Morris graduates this summer from UC Irvine’s M.F.A. fiction writing program in the School of Humanities. He has spent three of the last four summers in Iraq, and is writing his thesis about the war from a perspective rarely seen in the press. The thesis’s title: “My Baby.”
“If you go in not knowing what the story is, then you’re going to find the real story. You have to go over there and have the story find you,” Morris says. “I went to Iraq to write a deeper story about what’s going on over there. So I would just hang out, go on patrols and try to write down what the soldiers said, trying to capture all the details. Trying to make it a story instead of making it into a headline.”
In a piece published in the Virginia Quarterly Review, Morris writes, “To hear the Marines describe it, Ramadi is the Chernobyl of the insurgency.… A place devoid of mercy, a place where any talk of winning hearts and minds would be met with a laugh, both sides seeming to have decided, ‘This is where the killing will never stop, so give it your best shot.’”
Morris has worked as a rock-climbing guide, bike messenger, and in a television factory making cathode ray tubes. In the mid 1990s, he served four years in the Marines. The war in Iraq lured him back to the military in a new role as a journalist.
“I couldn’t escape the story,” he says. “Apart from all the politics, among all the other things war is, it’s a very life-changing experience for a lot of young men. It is in a strange way, beautiful. It’s difficult to say, but there’s something strangely aesthetic about what’s going on over there.”

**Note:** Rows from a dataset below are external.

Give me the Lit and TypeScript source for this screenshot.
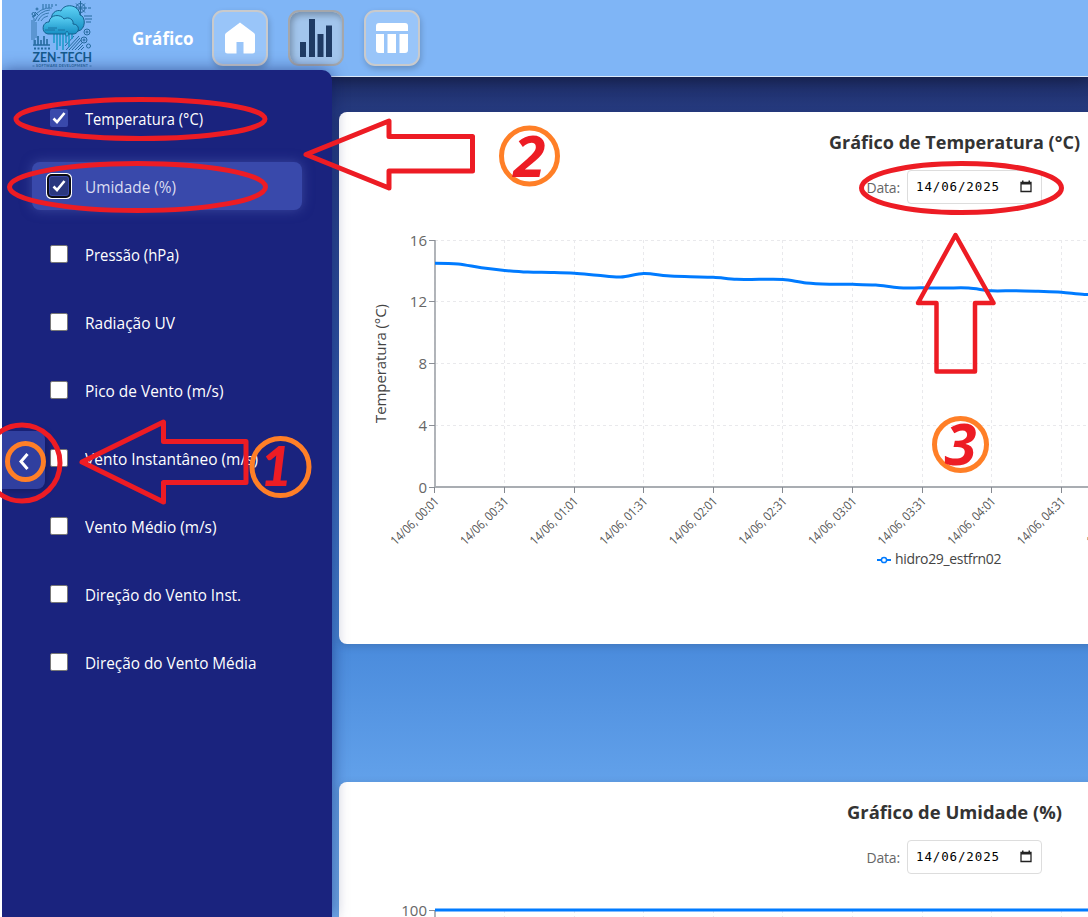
import { LitElement, html, svg, css } from "lit";
import { customElement, property } from "lit/decorators.js";

@customElement("zen-logo")
class ZenLogo extends LitElement {
  static styles = css`:host { display: block; width: 64px; height: 68px; } svg { display: block; }`;
  render() {
    return html`<svg width="64" height="68" viewBox="30 0 64 68" fill="none">
      <defs><linearGradient id="c" x1="0" y1="0" x2="0" y2="1"><stop offset="0" stop-color="#5fd3f6"/><stop offset="1" stop-color="#168fc4"/></linearGradient></defs>
      <g stroke="#256a9e" stroke-width="1">
        <path d="M32 20v20M34 18v26M36 22v16M33 18a20 20 0 0 1 19-10M35 21a17 17 0 0 1 15-11M38 21a13 13 0 0 1 11-8M41 21a9 9 0 0 1 7-5" opacity=".8"/>
        <path d="M43 4v5M46 4v4M49 4v4M52 4v3M56 4v2M35 12l3 3M32 17l4-2"/><circle cx="33.500" cy="14" r="1.500"/><circle cx="37" cy="9" r="1"/>
        <circle cx="80.500" cy="8" r="4.500"/><path d="M80.500 1v14M74 8h13M76 3.500l9 9M85 3.500l-9 9"/><path d="M88 8h3M84 16h8M85 19h7M86 22h5" stroke-width="1.200"/>
        <circle cx="87" cy="32" r="3"/><circle cx="87" cy="32" r="1"/><circle cx="84" cy="40" r="3"/><circle cx="84" cy="40" r="1"/><circle cx="88.500" cy="46" r="2"/>
        <path d="M66 50l13-14M69 50l11-12M72 50l9-10M75 50l8-8M78 50l5-5M65 46l9-10M81 50l3-3"/>
        <path d="M35 40v5M38 36v9M41 40v5M44 36v9M47 39v6M33 45h17" stroke-width="1.600"/>
        <path d="M34 48.500h17" stroke-dasharray="2 1.500" stroke-width="1.800"/>
      </g>
      <g stroke="#1899c9" stroke-width="1.500"><path d="M54 33v10M57 33v17M60 33v13M63 33v17M66 33v10M69 33v14M72 34v5"/></g>
      <path d="M52 23c-3-10 5-14 9-12 3-8 18-7 19 4 6 1 6 15-2 16H58z" fill="url(#c)" stroke="#14608f"/>
      <path d="M50 34c-9 1-9-12-1-12 1-8 12-8 15-3 5-3 10 1 9 5 7 0 7 9 1 10z" fill="url(#c)" stroke="#14608f"/>
      <path d="M45 30h10M48 28h9M58 30h7" stroke="#1a72a4"/><path d="M67 31c-3 4-1 5 0 5s3-1 0-5z" fill="#32b6e5" stroke="#14608f" stroke-width=".7"/>
      <text x="32.500" y="62.200" textLength="59.500" lengthAdjust="spacingAndGlyphs" font-family="Lato, sans-serif" font-weight="700" font-size="13" fill="#15598c">ZEN-TECH</text>
      <text x="36" y="67.200" textLength="52" font-family="Lato, sans-serif" font-weight="700" font-size="3.600" fill="#2a6ba0">SOFTWARE DEVELOPMENT</text>
      <path d="M32.500 66h2M89.500 66h2" stroke="#2a6ba0" stroke-width=".7"/>
    </svg>`;
  }
}

@customElement("chart-card")
class ChartCard extends LitElement {
  @property() heading = "";
  @property() axis = "";
  @property({ type: Number }) headingWidth = 250;
  @property({ attribute: false }) ticks: number[] = [];
  @property({ attribute: false }) values: number[] = [];
  static styles = css`
    :host { display: flex; flex-direction: column; align-items: center; width: 1230px; height: 532px; background: #fff; border-radius: 8px; box-shadow: 0 2px 8px rgba(0,0,0,.15); font-family: "Open Sans", "Noto Sans", sans-serif; flex: none; }
    .title { display: block; height: 30px; margin-top: 16px; }
    .date { display: flex; align-items: center; gap: 7px; margin-top: 12px; height: 34px; }
    .lbl { font-size: 14px; line-height: 20px; color: #666; width: 34px; white-space: nowrap; padding-top: 2px; letter-spacing: -.2px; text-indent: .5px; }
    .box { box-sizing: border-box; display: flex; align-items: center; justify-content: space-between; width: 135px; height: 34px; border: 1px solid #ddd; border-radius: 4px; padding: 0 9px 1px 8px; font: 12.5px "DejaVu Sans Mono", monospace; color: #000; }
    .val { letter-spacing: .87px; }
    .plot { display: block; align-self: flex-start; }
    .tick { font-size: 15px; fill: #666; }
    .time { font-size: 12.5px; fill: #555; }
    .axis { font-size: 15px; fill: #444; }
    .legend { font-size: 14px; fill: #444; }
    .heading { font-size: 18px; font-weight: 700; fill: #333; }
  `;
  render() {
    const step = 69.6, x0 = 96, y0 = 36, h = 247;
    const max = this.ticks[this.ticks.length - 1];
    const xs = Array.from({ length: 11 }, (_, i) => x0 + i * step);
    const ys = this.ticks.map(t => y0 + h - (t / max) * h);
    const pts = this.values.map((v, i) => [x0 + i * step / 3, y0 + h - (v / max) * h]);
    const slope = (i: number) => i === 0 || i === pts.length - 1 ? 0 : (pts[i + 1][1] - pts[i - 1][1]) / 6;
    let d = `M${pts[0][0]} ${pts[0][1]}`;
    for (let i = 1; i < pts.length; i++) {
      const [ax, ay] = pts[i - 1], [bx, by] = pts[i], t = (bx - ax) / 3;
      d += `C${ax + t} ${ay + slope(i - 1)} ${bx - t} ${by - slope(i)} ${bx} ${by}`;
    }
    const time = (i: number) => `14/06, ${String(Math.floor(i / 2)).padStart(2, "0")}:${i % 2 ? "31" : "01"}`;
    return html`
      <svg class="title" width="${this.headingWidth}" height="30"><text class="heading" x="0" y="20.500" textLength="${this.headingWidth}" lengthAdjust="spacingAndGlyphs">${this.heading}</text></svg>
      <div class="date"><span class="lbl">Data:</span>
        <div class="box"><span class="val">14/06/2025</span>
          <svg width="12" height="13" viewBox="0 0 12 13"><path d="M1 2.500h10v9H1z" fill="none" stroke="#222" stroke-width="1.300"/><path d="M1 2h10v2.500H1zM2 .5h1.500V2H2zM8.500.5H10V2H8.500z" fill="#222"/></svg>
        </div></div>
      <svg class="plot" width="1230" height="420" viewBox="0 0 1230 420" fill="none">
        <g stroke="#e9e9ec" stroke-dasharray="3 3">
          ${ys.map(y => svg`<path d="M${x0} ${Math.floor(y) + .5}H1210"/>`)}
          ${xs.map(x => svg`<path d="M${Math.floor(x - .1) + .5} ${y0}V${y0 + h}"/>`)}
        </g>
        <path d="M96 36V283H1210" stroke="#a9adb2" stroke-width="1.800"/>
        ${ys.map((y, i) => svg`<path d="M90 ${Math.floor(y) + .5}h6" stroke="#8b8f96"/><text class="tick" x="88" y="${y + 5.6}" text-anchor="end">${this.ticks[i]}</text>`)}
        ${xs.map((x, i) => svg`<path d="M${Math.floor(x - .1) + .5} 283v6" stroke="#858990"/><text class="time" transform="translate(${x + 4.7} 298) rotate(-45)" text-anchor="end" textLength="62" lengthAdjust="spacingAndGlyphs">${time(i)}</text>`)}
        <text class="axis" transform="translate(47 159.500) rotate(-90)" text-anchor="middle" textLength="119">${this.axis}</text>
        <path d="${d}" stroke="#007bff" stroke-width="3"/>
        <path d="M538 356h14" stroke="#007bff" stroke-width="2"/><circle cx="545" cy="356" r="2.600" fill="#fff" stroke="#007bff" stroke-width="1.500"/>
        <text class="legend" x="556" y="360.300" textLength="106.500">hidro29_estfrn02</text>
      </svg>`;
  }
}

const ITEMS: [string, number][] = [["Temperatura (°C)", 118], ["Umidade (%)", 91], ["Pressão (hPa)", 94], ["Radiação UV", 90], ["Pico de Vento (m/s)", 138.5], ["Vento Instantâneo (m/s)", 173], ["Vento Médio (m/s)", 131.5], ["Direção do Vento Inst.", 156], ["Direção do Vento Média", 171.5]];

@customElement("app-root")
class AppRoot extends LitElement {
  static styles = css`
    :host { display: block; position: relative; width: 1088px; height: 917px; overflow: hidden; box-sizing: border-box; padding-left: 2px; background: #fff; font-family: "Open Sans", "Noto Sans", sans-serif; }
    .page { height: 917px; overflow: hidden; background: linear-gradient(#1d2c66 76px, #263b80 112px, #3157a8 350px, #4a8bdc 644px, #62a1ea 782px, #76b2f4 917px); }
    header { box-sizing: border-box; height: 77px; border-bottom: 1px solid #dce9fa; background: #7fb5f6; display: flex; align-items: flex-start; padding: 0 0 0 28px; position: relative; box-shadow: 0 3px 14px rgba(0,0,0,.35); }
    .brand { margin: 24px 18px 0 38px; width: 62px; height: 32px; display: block; }
    .nav { display: flex; gap: 20px; padding-top: 10px; }
    .btn { box-sizing: border-box; width: 56px; height: 56px; border: 2px solid #c9cacc; border-radius: 11px; background: #99c5f9; display: grid; place-items: center; box-shadow: 1px 3px 6px rgba(0,0,0,.2); }
    .btn.on { border-color: #a5a7ab; background: #a2c5ec; box-shadow: inset 2px 3px 6px rgba(0,0,0,.28); }
    main { display: flex; flex-direction: column; gap: 138px; padding: 35px 0 0 337px; }
    aside { position: absolute; left: 2px; top: 70px; width: 330px; height: 847px; box-sizing: border-box; background: #1a237e; border-radius: 0 10px 0 0; box-shadow: 0 0 16px rgba(10,20,90,.55); clip-path: inset(-24px -24px 0 0); padding: 24px 30px; display: flex; flex-direction: column; gap: 20px; }
    .item { height: 48px; box-sizing: border-box; border-radius: 8px; display: flex; align-items: center; padding: 1px 0 0 18px; gap: 17px; flex: none; }
    .item.hot { background: #3949ab; box-shadow: 0 0 12px rgba(92,107,192,.5); }
    .check { box-sizing: border-box; width: 18px; height: 18px; border: 1px solid #777; background: #fff; border-radius: 2px; display: grid; place-items: center; margin-top: -2px; }
    .check.sel { background: #3949ab; border: 0; }
    .check.focus { background: #2a377e; box-shadow: 0 0 0 1px #3949ab, 0 0 0 3px #0c0d14, 0 0 0 4px #fff; }
    .item text { font-size: 15.500px; fill: #fff; }
    .item.hot text { fill: #d9dcf1; }
    .handle { position: absolute; left: 0; top: 361px; width: 43px; height: 58px; border-radius: 0 8px 8px 0; background: #303f9f; box-shadow: 2px 2px 8px rgba(0,0,0,.25); }
    .marks { position: absolute; left: 0; top: 0; }
    .num { font: italic 700 57px "Open Sans", sans-serif; fill: #ed1c24; stroke: none; }
    .num.foot { font-family: Lato, sans-serif; font-weight: 900; font-size: 56px; }
  `;
  render() {
    const temp = [14.5, 14.45, 14.2, 14.03, 13.92, 13.9, 13.85, 13.72, 13.6, 13.83, 13.68, 13.62, 13.58, 13.45, 13.45, 13.44, 13.22, 13.14, 13.13, 13.08, 12.91, 12.9, 12.89, 12.89, 12.71, 12.72, 12.68, 12.62, 12.47, 12.5];
    return html`
      <div class="page">
        <header>
          <zen-logo></zen-logo>
          <svg class="brand" viewBox="0 0 62 32"><text x="0" y="21" font-size="17.500" font-weight="700" fill="#fff" textLength="61.500" lengthAdjust="spacingAndGlyphs">Gráfico</text></svg>
          <nav class="nav">
            <div class="btn"><svg width="30" height="32" viewBox="0 0 30 32"><path d="M15 .5 29 11q1 1 1 2v16q0 2.500-2.500 2.500H18.500v-11.500h-7v11.500H2.500Q0 31.500 0 29V13q0-1 1-2z" fill="#fff"/></svg></div>
            <div class="btn on"><svg width="34" height="40" viewBox="0 0 34 40"><path d="M1 24h6v15H1zM10 1h6v38h-6zM18.500 16h6v23h-6zM27 7.500h6V39h-6z" fill="#1f3b64"/></svg></div>
            <div class="btn"><svg width="32" height="30" viewBox="0 0 32 30"><path d="M0 8V3q0-3 3-3h26q3 0 3 3v5zM0 11h8v19H3q-3 0-3-3zM11.500 11h8.500v19h-8.500zM23.500 11H32v16q0 3-3 3h-5.500z" fill="#fff"/></svg></div>
          </nav>
        </header>
        <main>
          <chart-card heading="Gráfico de Temperatura (°C)" .headingWidth=${251} axis="Temperatura (°C)" .ticks=${[0, 4, 8, 12, 16]} .values=${temp}></chart-card>
          <chart-card heading="Gráfico de Umidade (%)" .headingWidth=${215} axis="Umidade (%)" .ticks=${[0, 25, 50, 75, 100]} .values=${temp.map(() => 100)}></chart-card>
        </main>
      </div>
      <aside>
        ${ITEMS.map(([name, w], i) => html`<div class="item ${i === 1 ? "hot" : ""}">
          <span class="check ${i < 2 ? "sel" : ""} ${i === 1 ? "focus" : ""}">${i < 2 ? html`<svg width="14" height="14" viewBox="0 0 14 14"><path d="M1.500 7.500 5 11l7.500-9" fill="none" stroke="#fff" stroke-width="2.600"/></svg>` : ""}</span>
          <svg width="200" height="24"><text x="0" y="17.500" textLength="${w}" lengthAdjust="spacingAndGlyphs">${name}</text></svg>
        </div>`)}
        <div class="handle"></div>
      </aside>
      <svg class="marks" width="1088" height="917" fill="none" stroke="#ed1c24" stroke-width="5">
        <path d="M27.500 454 21 461.500 27.500 469" stroke="#fff" stroke-width="3"/>
        <ellipse cx="140.500" cy="119" rx="124.500" ry="19.500"/>
        <ellipse cx="137.500" cy="187" rx="128" ry="23.500"/>
        <ellipse cx="961.500" cy="188" rx="100" ry="24.500"/>
        <circle cx="22" cy="463" r="38"/>
        <path d="M306 154.500 389 121v15.500h83.500v34.500H389v17z" stroke-linejoin="round"/>
        <path d="M82 462 163.500 422v19.500H246v41h-82.500v19.500z" stroke-linejoin="round"/>
        <path d="M955.500 235 993.500 303H975v68.500h-38.500V303H918z" stroke-linejoin="round" stroke-width="4.500"/>
        <g stroke="#ff7f27"><circle cx="25.500" cy="461.500" r="18"/><circle cx="280.500" cy="467" r="28.500"/><circle cx="529.500" cy="156" r="28"/><circle cx="960.500" cy="444.500" r="26"/></g>
        <text class="num foot" x="260" y="486">1</text>
        <text class="num" x="513.500" y="177" textLength="32" lengthAdjust="spacingAndGlyphs">2</text>
        <text class="num" x="944.500" y="464.500" textLength="32" lengthAdjust="spacingAndGlyphs">3</text>
      </svg>`;
  }
}
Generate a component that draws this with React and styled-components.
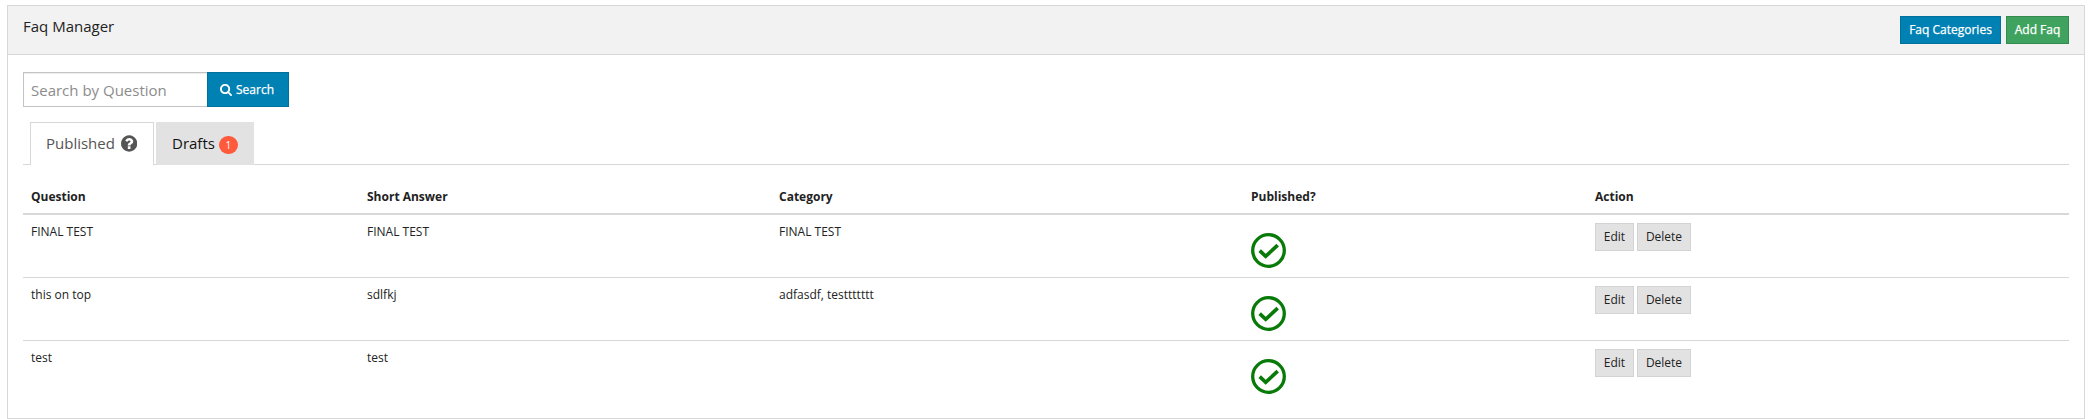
import React from 'react';
import styled, { createGlobalStyle, css } from 'styled-components';

const GlobalStyle = createGlobalStyle`
  *, *::before, *::after { box-sizing: border-box; }
  body {
    margin: 0;
    background: #fff;
    color: #222;
    font-family: "Open Sans", "Liberation Sans", sans-serif;
    font-size: 12px;
  }
  button, input { font-family: inherit; }
`;

const Panel = styled.section`
  margin: 5px 4px 0 7px;
  height: 414px;
  border: 1px solid #d8d8d8;
  background: #fff;
`;

const PanelHeader = styled.header`
  display: flex;
  justify-content: space-between;
  align-items: flex-start;
  height: 49px;
  padding: 10px 15px 0;
  background: #f2f2f2;
  border-bottom: 1px solid #d8d8d8;
`;

const Title = styled.h1`
  margin: 0;
  font-size: 15px;
  font-weight: 400;
  line-height: 20px;
`;

const ButtonGroup = styled.div`
  display: flex;
  gap: ${(p) => p.$gap}px;
`;

const tones = {
  primary: css`background: #0081b4; border-color: #00709c; color: #fff; -webkit-text-stroke: 0.25px #fff;`,
  success: css`background: #3fa35f; border-color: #358a50; color: #fff; -webkit-text-stroke: 0.25px #fff;`,
  neutral: css`background: #e2e2e2; border-color: #d3d3d3; color: #222;`,
};

const Button = styled.button`
  display: inline-flex;
  align-items: center;
  justify-content: center;
  width: ${(p) => p.$width}px;
  height: 28px;
  padding: 0;
  border: 1px solid;
  font-size: 12px;
  line-height: 18px;
  white-space: nowrap;
  ${(p) => tones[p.$tone]}
`;

const PanelBody = styled.div`
  padding: 17px 15px 0;
`;

const SearchForm = styled.form`
  display: flex;
`;

const SearchInput = styled.input`
  width: 184px;
  height: 35px;
  padding: 1px 7px 0;
  border: 1px solid #c3c3c3;
  border-right: 0;
  border-radius: 0;
  box-shadow: inset 0 1px 1px rgba(0, 0, 0, 0.075);
  font-size: 15px;
  outline: none;
  &::placeholder { color: #8c8c8c; opacity: 1; }
`;

const SearchButton = styled(Button)`
  height: 35px;
  gap: 4px;
  padding-right: 2px;
`;

const Tabs = styled.nav`
  display: flex;
  gap: 2px;
  height: 43px;
  margin-top: 15px;
  padding-left: 7px;
  border-bottom: 1px solid #d8d8d8;
`;

const Tab = styled.a`
  display: flex;
  align-items: center;
  height: 43px;
  width: ${(p) => p.$width}px;
  padding: 0 0 ${(p) => (p.$active ? 2 : 1)}px ${(p) => (p.$active ? 15 : 16)}px;
  font-size: 15px;
  color: ${(p) => (p.$active ? '#555' : '#111')};
  background: ${(p) => (p.$active ? '#fff' : '#e2e2e2')};
  ${(p) => p.$active && css`
    border: 1px solid #d8d8d8;
    border-bottom: 0;
  `}
`;

const Badge = styled.span`
  display: inline-flex;
  align-items: center;
  justify-content: center;
  width: 19px;
  height: 18px;
  margin: 3px 0 0 4px;
  border-radius: 9px;
  background: #ff5a3c;
  color: #fff;
  font-size: 10px;
  line-height: 18px;
`;

const Table = styled.table`
  width: 100%;
  table-layout: fixed;
  border-collapse: separate;
  border-spacing: 0;
`;

const HeadCell = styled.th`
  width: ${(p) => (p.$width ? `${p.$width}px` : 'auto')};
  height: 50px;
  padding: 15px 8px 0;
  border-bottom: 2px solid #d8d8d8;
  text-align: left;
  vertical-align: middle;
  line-height: 18px;
  font-weight: 700;
`;

const Row = styled.tr`
  & + & td { border-top: 1px solid #d8d8d8; }
  &:not(:first-child) td { height: 63px; }
`;

const Cell = styled.td`
  height: 62px;
  padding: 8px 8px 0;
  vertical-align: top;
  line-height: 18px;
`;

const Glyph = styled.svg`
  display: block;
  flex: none;
  fill: currentColor;
  margin: ${(p) => p.$margin || 0};
`;

const StatusGlyph = styled.svg`
  display: block;
  margin-top: 10px;
  fill: none;
  stroke: #087a08;
`;

const SearchIcon = () => (
  <Glyph width="12" height="13" viewBox="0 0 1664 1792" $margin="0 0 1px">
    <path d="M1152 832q0-185-131.5-316.5T704 384 387.5 515.5 256 832t131.5 316.5T704 1280t316.5-131.5T1152 832zm512 832q0 52-38 90t-90 38q-54 0-90-38l-343-342q-179 124-399 124-143 0-273.5-55.5t-225-150-150-225T0 832t55.5-273.5 150-225 225-150T704 128t273.500 55.500 225 150 150 225T1408 832q0 220-124 399l343 343q37 37 37 90z" />
  </Glyph>
);

const HelpIcon = () => (
  <Glyph width="16.3" height="19" viewBox="0 0 1536 1792" $margin="0 0 0 6px">
    <path d="M896 1376v-192q0-14-9-23t-23-9H672q-14 0-23 9t-9 23v192q0 14 9 23t23 9h192q14 0 23-9t9-23zm256-672q0-88-55.5-163T958 425t-170-41q-243 0-371 213-15 24 8 42l132 100q7 6 19 6 16 0 25-12 53-68 86-92 34-24 86-24 48 0 85.5 26t37.5 59q0 38-20 61t-68 45q-63 28-115.5 86.500T640 1020v36q0 14 9 23t23 9h192q14 0 23-9t9-23q0-19 21.500-49.500t54.500-49.500q32-18 49-28.500t46-35 44.500-48 28-60.500 12.500-81zm384 192q0 209-103 385.500t-279.500 279.500-385.500 103-385.500-103-279.500-279.500-103-385.500 103-385.500 279.500-279.500 385.500-103 385.500 103 279.500 279.500 103 385.500z" />
  </Glyph>
);

const PublishedIcon = () => (
  <StatusGlyph width="35" height="35" viewBox="0 0 35 35">
    <circle cx="17.5" cy="17.5" r="15.8" strokeWidth="3.3" />
    <path d="M8.7 17.7 14.700 23.300 26.700 12.200" strokeWidth="3.7" />
  </StatusGlyph>
);

const columns = [
  { label: 'Question', width: 336 },
  { label: 'Short Answer', width: 412 },
  { label: 'Category', width: 472 },
  { label: 'Published?', width: 344 },
  { label: 'Action' },
];

const faqs = [
  { question: 'FINAL TEST', answer: 'FINAL TEST', category: 'FINAL TEST' },
  { question: 'this on top', answer: 'sdlfkj', category: 'adfasdf, testtttttt' },
  { question: 'test', answer: 'test', category: '' },
];

export default function App() {
  return (
    <>
      <GlobalStyle />
      <Panel>
        <PanelHeader>
          <Title>Faq Manager</Title>
          <ButtonGroup $gap={5}>
            <Button $tone="primary" $width={101}>Faq Categories</Button>
            <Button $tone="success" $width={63}>Add Faq</Button>
          </ButtonGroup>
        </PanelHeader>
        <PanelBody>
          <SearchForm>
            <SearchInput placeholder="Search by Question" />
            <SearchButton type="button" $tone="primary" $width={82}>
              <SearchIcon />
              Search
            </SearchButton>
          </SearchForm>
          <Tabs>
            <Tab $active $width={124}>Published<HelpIcon /></Tab>
            <Tab $width={98}>Drafts<Badge>1</Badge></Tab>
          </Tabs>
          <Table>
            <thead>
              <tr>
                {columns.map((c) => (
                  <HeadCell key={c.label} $width={c.width}>{c.label}</HeadCell>
                ))}
              </tr>
            </thead>
            <tbody>
              {faqs.map((f) => (
                <Row key={f.question}>
                  <Cell>{f.question}</Cell>
                  <Cell>{f.answer}</Cell>
                  <Cell>{f.category}</Cell>
                  <Cell><PublishedIcon /></Cell>
                  <Cell>
                    <ButtonGroup $gap={3}>
                      <Button $tone="neutral" $width={39}>Edit</Button>
                      <Button $tone="neutral" $width={54}>Delete</Button>
                    </ButtonGroup>
                  </Cell>
                </Row>
              ))}
            </tbody>
          </Table>
        </PanelBody>
      </Panel>
    </>
  );
}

Like many others who have completed the M.F.A. fiction writing program, Morris has received praise for his writing. The first of his three pieces for the Virginia Quarterly Review, “The Big Suck,” made it into The Best American Nonrequired Reading 2007. Peter Carlson, writing for The Washington Post, said “Morris has a great ear for the way American fighting men talk – the obscene, comic, macho poetry that he calls ‘grunt wisdom’ and ‘timeless dogface banter.’ I wish I could quote more of it, but it’s not quite the same with the expletives deleted. Morris’s prose reminds me of Dispatches, Michael Herr’s book on Vietnam, and that’s about the highest praise anybody can give to a piece of war reporting.”
Last December, Morris received a fellowship in creative nonfiction from the National Endowment for the Arts. After he graduates, he hopes to synthesize all his work into a book that moves beyond talk of Iraq from a pro/con perspective.
“People talk about Iraq, but they’re not talking about Iraq. They’re talking about how to use it as a political weapon. No one is really pushing past the issue of whether we should stay or go,” Morris says. “Next to no one is talking about what the Iraqis want. Next to no one is trying to understand what’s really going on.”
Morris, for one, is trying to change all that – through the force of his words.